12. We need to avoid a Pollyannish view regarding the prospects of the pastor-theologian.
Given this intellectual history, there is only so much that is possible for pastor-theologians in the present. We ought to be realistic and humble as we pursue this kind of ministry. Not many in the pews are ready for it.
13. We should work toward a day when theological professors view themselves as handmaids serving pastor-theologians (among others), and pastor-theologians play an important public role in guiding people theologically.
Professors should continue to offer specialized instruction in ancient languages and history, exegesis, church history, social science, and philosophy. They will continue to equip future generations of pastors. But they should work to raise up pastors who can synthesize, exposit, and apply the knowledge of God to the lives of all God’s people with authority.
14. This shift will require a major restructuring of the current division of labor in our churches and our schools.
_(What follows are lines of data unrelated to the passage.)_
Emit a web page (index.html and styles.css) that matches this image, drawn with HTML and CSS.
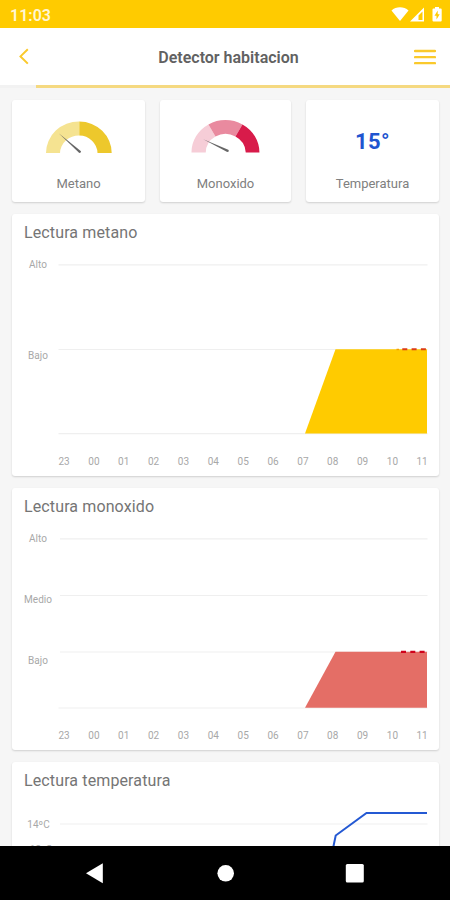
FILE: index.html
```html
<!DOCTYPE html>
<html lang="es">
<head>
<meta charset="utf-8">
<title>Detector habitacion</title>
<link rel="stylesheet" href="styles.css">
</head>
<body>
<div class="screen">
  <div class="status">
    <span class="clock">11:03</span>
    <svg class="status-icons" width="52" height="16" viewBox="390 6 52 16" fill="#fff">
      <path d="M391.500 10.500C396 6.300 404 6.300 408.500 10.500L400 21Z"/>
      <path fill-rule="evenodd" d="M424 7.500V21.500H410ZM422.500 11.500L418.500 15.500V20H422.500Z"/>
      <path fill-rule="evenodd" d="M435 7h4v1.500h1.700q1 0 1 1V20.500q0 1-1 1h-7.200q-1 0-1-1V9.500q0-1 1-1H435ZM437.700 10.500L434.500 15.700H436.500V19.500L439.700 14.200H437.700Z"/>
    </svg>
  </div>
  <header class="header">
    <svg width="12" height="18" viewBox="18 49 12 18"><path d="M27.800 50.300L20.500 57.400L27.800 64.600" fill="none" stroke="#fac92c" stroke-width="2"/></svg>
    <h1>Detector habitacion</h1>
    <svg width="22" height="16" viewBox="414 49 22 16"><path d="M415 51H435M415 57.200H435M415 63.200H435" stroke="#fac92c" stroke-width="2.300" stroke-linecap="round"/></svg>
  </header>
  <div class="rule"><i></i></div>
  <main class="content">
    <section class="tiles">
      <div class="card tile">
        <svg width="133" height="74" viewBox="12 100 133 74">
          <path fill="#f5e391" d="M46 153A33 31.500 0 0 1 79.300 121.500V135.500A19 18 0 0 0 60 153Z"/>
          <path fill="#edc82c" d="M79.300 121.500A32.500 31.500 0 0 1 111.700 153H97.500A18.500 18 0 0 0 79.300 135.500Z"/>
          <path fill="#666" d="M59 133.500L81 151.200Q81.300 152.800 79.300 153Z"/>
        </svg>
        <span>Metano</span>
      </div>
      <div class="card tile">
        <svg width="131" height="74" viewBox="160.250 100 131 74">
          <path fill="#f6cdd7" d="M191.700 152.500A34 32.500 0 0 1 208.700 124.400L215.700 136.500A20 19 0 0 0 206 152.500Z"/>
          <path fill="#e98a9f" d="M208.700 124.400A34 32.500 0 0 1 242.700 124.400L235.700 136.500A20 19 0 0 0 215.700 136.500Z"/>
          <path fill="#d81b4a" d="M242.700 124.400A34 32.500 0 0 1 259.700 152.500H246A20 19 0 0 0 235.700 136.500Z"/>
          <path fill="#666" d="M203.500 139.200L228.500 149.700Q230 151.500 227.500 152Z"/>
        </svg>
        <span>Monoxido</span>
      </div>
      <div class="card tile">
        <strong>15°</strong>
        <span>Temperatura</span>
      </div>
    </section>

    <section class="card chart">
      <h2>Lectura metano</h2>
      <svg width="427" height="226" viewBox="12 250 427 226">
        <path class="grid" d="M58.500 264.800H427.500M58.500 349.500H427.500M58.500 433.700H427.500"/>
        <path fill="#ffcb00" d="M305 433.500L335.500 349.300H427V433.500Z"/>
        <path stroke="#f5a000" stroke-width="1.500" d="M396.500 349.500H399"/>
        <path stroke="#dc3c14" stroke-width="2" stroke-dasharray="5 4.300" d="M402.300 349.300H426.500"/>
        <g class="y"><text x="38" y="267.500">Alto</text><text x="38" y="359">Bajo</text></g>
        <g class="x"><text x="64" y="464.500">23</text><text x="93.900" y="464.500">00</text><text x="123.700" y="464.500">01</text><text x="153.600" y="464.500">02</text><text x="183.400" y="464.500">03</text><text x="213.300" y="464.500">04</text><text x="243.200" y="464.500">05</text><text x="273" y="464.500">06</text><text x="302.900" y="464.500">07</text><text x="332.700" y="464.500">08</text><text x="362.600" y="464.500">09</text><text x="392.400" y="464.500">10</text><text x="422" y="464.500">11</text></g>
      </svg>
    </section>

    <section class="card chart">
      <h2>Lectura monoxido</h2>
      <svg width="427" height="226" viewBox="12 524 427 226">
        <path class="grid" d="M60 538.800H427.500M60 595.500H427.500M60 652H427.500M58.500 708H427.500"/>
        <path fill="#e46e66" d="M305 707.700L335.500 651.700H427V707.700Z"/>
        <path stroke="#d0021b" stroke-width="2.300" stroke-dasharray="5 4.300" d="M401 651.900H425.500"/>
        <g class="y"><text x="38" y="541.500">Alto</text><text x="38" y="602.500">Medio</text><text x="38" y="663.500">Bajo</text></g>
        <g class="x"><text x="64" y="738.500">23</text><text x="93.900" y="738.500">00</text><text x="123.700" y="738.500">01</text><text x="153.600" y="738.500">02</text><text x="183.400" y="738.500">03</text><text x="213.300" y="738.500">04</text><text x="243.200" y="738.500">05</text><text x="273" y="738.500">06</text><text x="302.900" y="738.500">07</text><text x="332.700" y="738.500">08</text><text x="362.600" y="738.500">09</text><text x="392.400" y="738.500">10</text><text x="422" y="738.500">11</text></g>
      </svg>
    </section>

    <section class="card chart">
      <h2>Lectura temperatura</h2>
      <svg width="427" height="226" viewBox="12 798 427 226">
        <path class="grid" d="M60 824H427.500"/>
        <path fill="none" stroke="#2459d3" stroke-width="2" d="M332.500 851L335.700 835.500L366.500 813H427"/>
        <g class="y"><text x="38.500" y="827.500">14ºC</text><text x="41" y="852.500">12ºC</text></g>
      </svg>
    </section>
  </main>
  <nav class="navbar">
    <svg width="450" height="54" viewBox="0 846 450 54" fill="#fff">
      <path d="M86 873.300L102.800 863.200V883.200Z"/>
      <circle cx="225.700" cy="873.300" r="8.300"/>
      <rect x="345.800" y="864" width="18" height="18.500" rx="1.500"/>
    </svg>
  </nav>
</div>
</body>
</html>
```
FILE: styles.css
```css
* { box-sizing: border-box; }

body {
  margin: 0;
  font-family: Roboto, "Liberation Sans", sans-serif;
  background: #f6f6f6;
}

.screen {
  width: 450px;
  height: 900px;
  display: flex;
  flex-direction: column;
  overflow: hidden;
}

.status {
  flex: none;
  height: 28px;
  padding: 2px 8px 0 10px;
  display: flex;
  align-items: center;
  justify-content: space-between;
  background: #ffcb00;
}

.clock {
  color: #fff6d4;
  font-size: 16px;
  font-weight: 600;
}

.status-icons { margin-top: -2px; }

.header {
  flex: none;
  height: 57px;
  padding: 1px 14px 0 18px;
  display: flex;
  align-items: center;
  justify-content: space-between;
  background: #fff;
}

.header h1 {
  margin: 1px 0 0 13px;
  font-size: 16px;
  font-weight: 600;
  color: #616161;
}

.rule {
  flex: none;
  height: 3px;
  padding-left: 36px;
  background: #f2f2f2;
}

.rule i {
  display: block;
  height: 3px;
  background: #f5d980;
}

.content {
  flex: 1;
  min-height: 0;
  overflow: hidden;
  padding: 12px 11px 0 12px;
  display: flex;
  flex-direction: column;
  gap: 12px;
}

.card {
  flex: none;
  background: #fff;
  border-radius: 3px;
  box-shadow: 0 1px 2px rgba(0, 0, 0, 0.16);
}

.tiles {
  flex: none;
  display: grid;
  grid-template-columns: 133px 131px 133px;
  justify-content: space-between;
}

.tile {
  height: 102px;
  display: flex;
  flex-direction: column;
  align-items: center;
}

.tile svg { display: block; }

.tile span {
  font-size: 13px;
  line-height: 20px;
  color: #808080;
}

.tile strong {
  height: 74px;
  line-height: 83px;
  font-size: 22px;
  font-weight: 700;
  letter-spacing: 0.4px;
  color: #1f55d0;
}

.chart { height: 262px; }

.chart h2 {
  margin: 0;
  height: 36px;
  padding-left: 12px;
  font-size: 16px;
  font-weight: 400;
  line-height: 37px;
  letter-spacing: 0.12px;
  color: #757575;
}

.chart svg { display: block; }

.grid {
  fill: none;
  stroke: #efefef;
  stroke-width: 1.2;
}

.y, .x {
  fill: #a8a8a8;
  font-size: 10px;
  text-anchor: middle;
}

.navbar {
  flex: none;
  height: 54px;
  background: #000;
}

.navbar svg { display: block; }
```
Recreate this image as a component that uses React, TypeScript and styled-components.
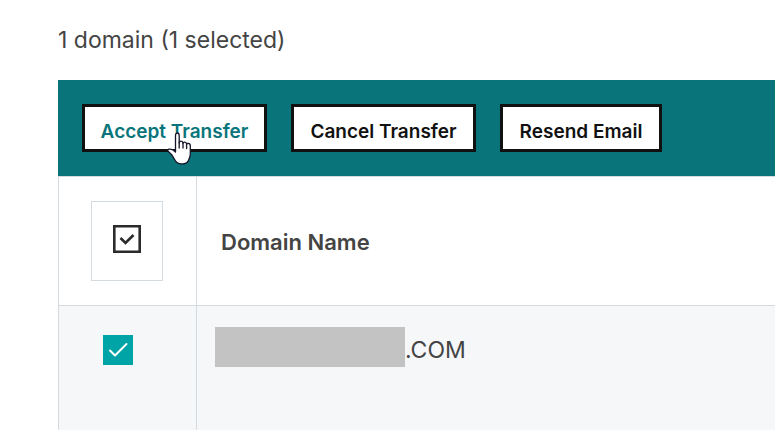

This agenda will require a major restructuring of congregational priorities, and the schedules and the disciplines of some of our leading pastors. It will require some restructuring of seminary life, more and better partnerships with key churches and their pastors, and increased flexibility on the part of leading laity (who will need to give all of our pastors more time for study and some pastors time to speak and write for the church at large). This will clearly take some time. The effort will meet with stiff resistance in some pockets of the church.
15. The spiritual health of the church is worth the effort.
Let’s work together to promote a reformation in the theological life and work of the church—for Jesus’ sake.